My advice is to take advantage of the fact that you are different from the majority and if you feel you are turning heads away make sure you are wearing a suit and tie. Getting a suit and tie? Head to Macy's and sign up for a Macy's credit card, take a coupon with you from your most recent Sunday newspaper, and get a suit that is on sale. My $1,500 retail CK suit only cost me $230.
The same is true for sales pitches, they will remember you because you are different. You will be the 'college guy' that submitted the proposal. Just don't show up to a sales pitch with your greek letters on.
Reason 4 - You will look better on paper
Okay, so your business fails. Your life is over and your exit strategy was death. Right? Wrong.
There is a chapter in the book The Four Hour Workweek by Timothy Ferriss that explains how easy it can be to get a job after quitting on bad terms with a company. This is somewhat of a similar analogy to this situation. Timothy explains that if you do something crazy (travel the world for a year was his example) then it will spark the interest of your interviewers and they will hire you just because you are different and they want to know how you did it.
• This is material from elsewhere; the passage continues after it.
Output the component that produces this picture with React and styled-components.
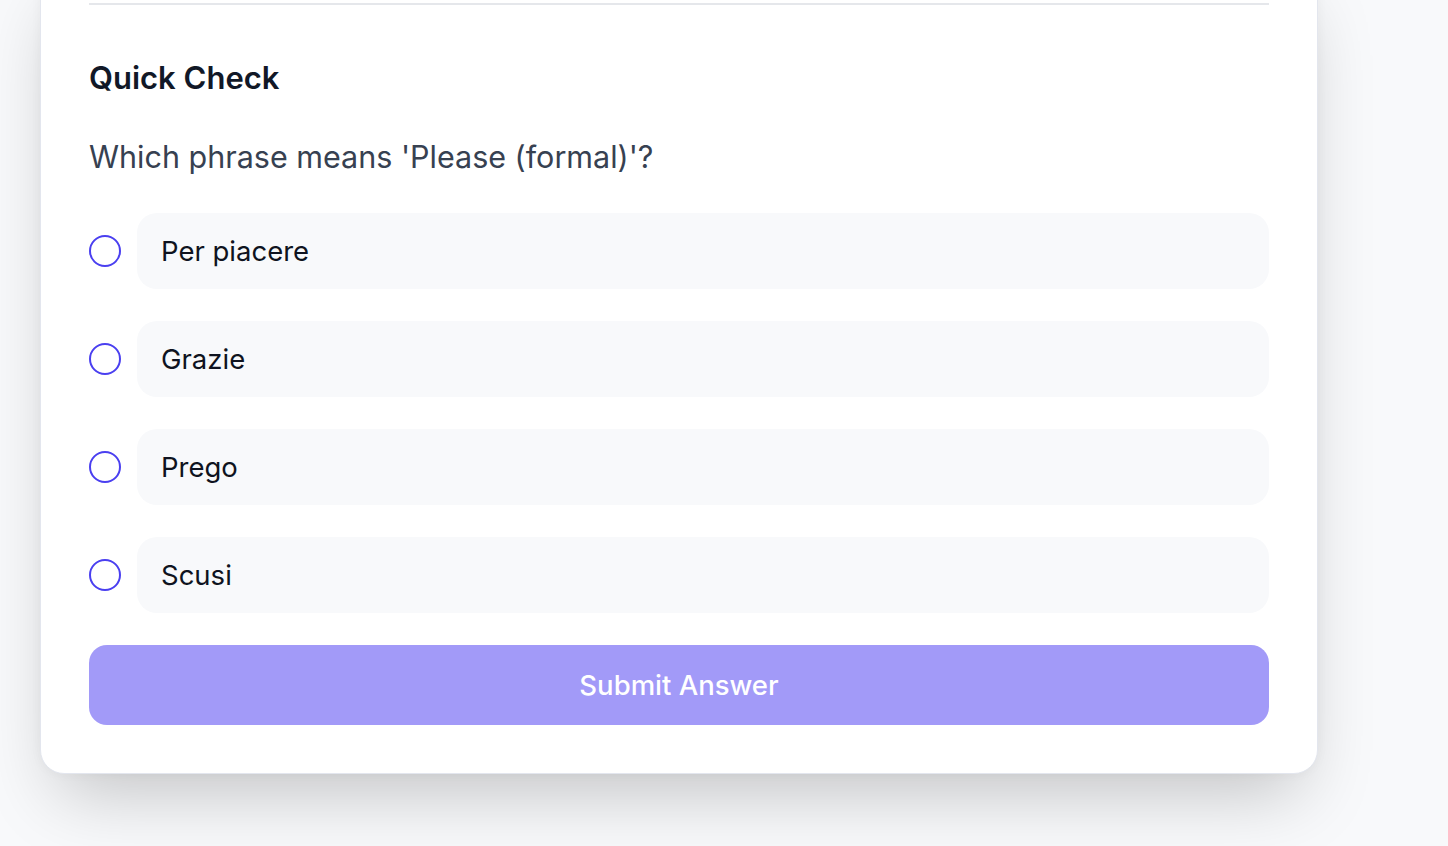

Just like in the example above, being a student entrepreneur sets you apart from the rest. In todays fierce job market we need to be different. I can't even begin to count how many of my great and intelligent friends (drinking buddies) just graduated from ONU with engineering degrees and can't get a job. So once again, being a student entrepreneur and even attempting to start a business while still in college will differentiate you from the rest putting you on path to a successful career. That is, until you decide to start your next business.